# Kindle won't download



## Tbarney (Dec 28, 2008)

I have an original Kindle.  It has not downloaded anything since Sept. 18th.  I subscribe to a daily blog and have ordered many samples.  I do not turn it on everyday, but have tried it 1 to 2 times per week.  None of my new items are showing up.  When I go to manage my content at Amazon, these items say pending. What should I do?

I have looked around on here for similar posts on this topic, but could find none.


----------



## intinst (Dec 23, 2008)

H ave you done a reset since that time? Most Kindle problems can be resolved with a reset.


----------



## Tbarney (Dec 28, 2008)

I've thought about resetting.  Do you lose all of your content when you reset?


----------



## sebat (Nov 16, 2008)

No it just reboots.  It's like restarting your computer when it locks up.


----------



## Tbarney (Dec 28, 2008)

I reset and nothing downloaded.


----------



## Betsy the Quilter (Oct 27, 2008)

When you go to "Manage My Kindle" does it still show your Kindle as registered?  It sounds like it's not being recognized as registered to your account anymore.

Betsy


----------



## Tbarney (Dec 28, 2008)

Betsy the Quilter said:


> When you go to "Manage My Kindle" does it still show your Kindle as registered? It sounds like it's not being recognized as registered to your account anymore.
> 
> Betsy


Yep, it say's "Trish's Kindle". I had 5 things waiting to download. When I log onto Amazon, it shows 2 things have downloaded.


----------



## sebat (Nov 16, 2008)

How many bars do you have on your whispernet?  

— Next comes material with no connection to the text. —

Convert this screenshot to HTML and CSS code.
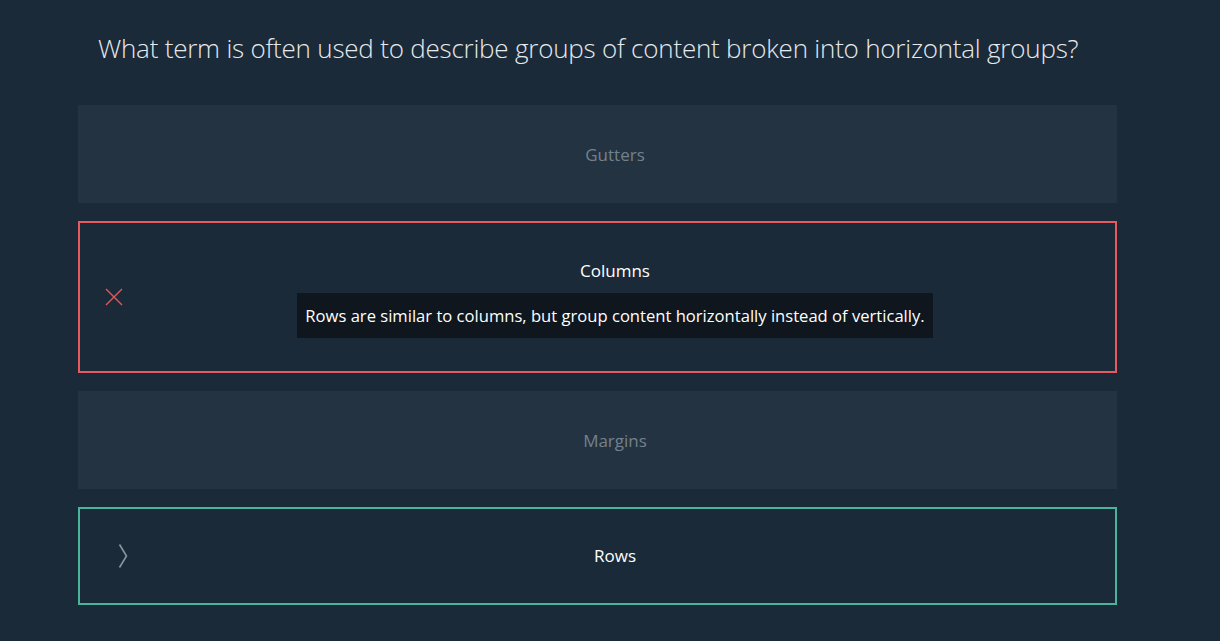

You might want to call Kindle customer support, I think they can ping you to test you K's whispernet for problems.

Inside the United States: 1-866-321-8851; Outside the United States: 1-206-266-0927.


----------



## Ann in Arlington (Oct 27, 2008)

How many books do you have in main memory?  Maybe it's full.  (Happened to me. . .had to move some to the SD card for more to come down.)

Also, when you reset, it can change your default sort order. . . .so if you thought you had it set to sort by author it might switch to sort by 'most recent'.  And your 'most recent' ordering can get squirrelly if you reset and then don't connect with WN.


----------